Originally Posted by Sneaky
Okay, I now understand why we get
lim h-> 0 sin(h)/h, but I'm still not sure why the limit of this is 0, if you plug in 0 in h, then you get 0/0.

The limit is NOT 0. As I have already said, go to your class notes or textbook - review the standard limits you have undoubtedly been given and are expected to know and use.
• Sep 16th 2011, 08:57 PM
Prove It
Re: help with limits
Or better yet, do a little research.

Think of the unit circle.

http://i22.photobucket.com/albums/b3...itcircle-1.jpg

If the radius is one unit in length and angle made from the radius and the horizontal axis (measured in radians) is $\displaystyle \displaystyle \theta$, then the green length is $\displaystyle \displaystyle \sin{\theta}$, the red length is $\displaystyle \displaystyle \cos{\theta}$, and the purple length is $\displaystyle \displaystyle \tan{\theta}$.
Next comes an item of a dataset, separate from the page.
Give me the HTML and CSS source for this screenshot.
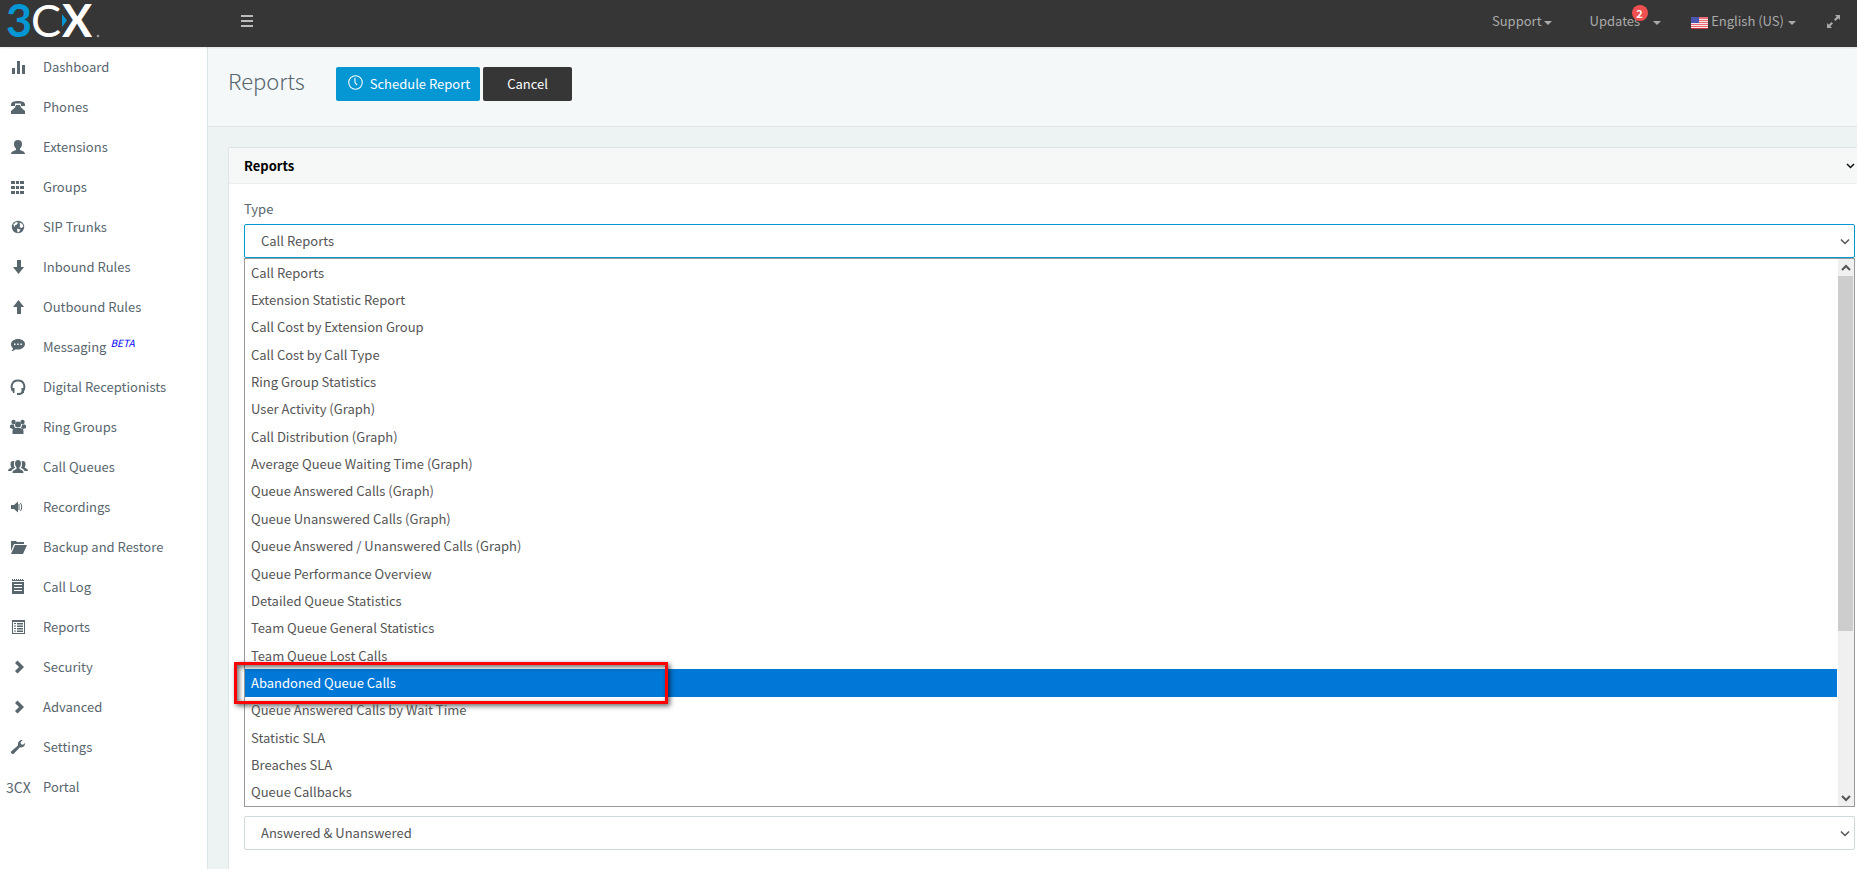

Clearly, the area of the smallest triangle is a little less than the area of the circular sector, which is a little less than the area of the larger triangle. So

\displaystyle \displaystyle \begin{align*} \frac{1}{2}\sin{\theta}\cos{\theta} \leq \frac{1}{2}\theta &\leq \frac{1}{2}\tan{\theta} \\ \sin{\theta}\cos{\theta} \leq \theta &\leq \tan{\theta} \\ \sin{\theta}\cos{\theta} \leq \theta &\leq \frac{\sin{\theta}}{\cos{\theta}} \\ \cos{\theta} \leq \frac{\theta}{\sin{\theta}} &\leq \frac{1}{\cos{\theta}} \\ \frac{1}{\cos{\theta}} \geq \frac{\sin{\theta}}{\theta} &\geq \cos{\theta} \\ \cos{\theta} \leq \frac{\sin{\theta}}{\theta} &\leq \frac{1}{\cos{\theta}} \\ \lim_{\theta \to 0}\cos{\theta} \leq \lim_{\theta \to 0}\frac{\sin{\theta}}{\theta} &\leq \lim_{\theta \to 0}\frac{1}{\cos{\theta}} \\ 1 \leq \lim_{\theta \to 0}\frac{\sin{\theta}}{\theta} &\leq 1 \end{align*}

It should be clear therefore, that $\displaystyle \displaystyle \lim_{\theta \to 0}\frac{\sin{\theta}}{\theta} = 1$.

(Actually, we have really only proven the right-hand limit, but the proof of the left-hand limit is almost identical.)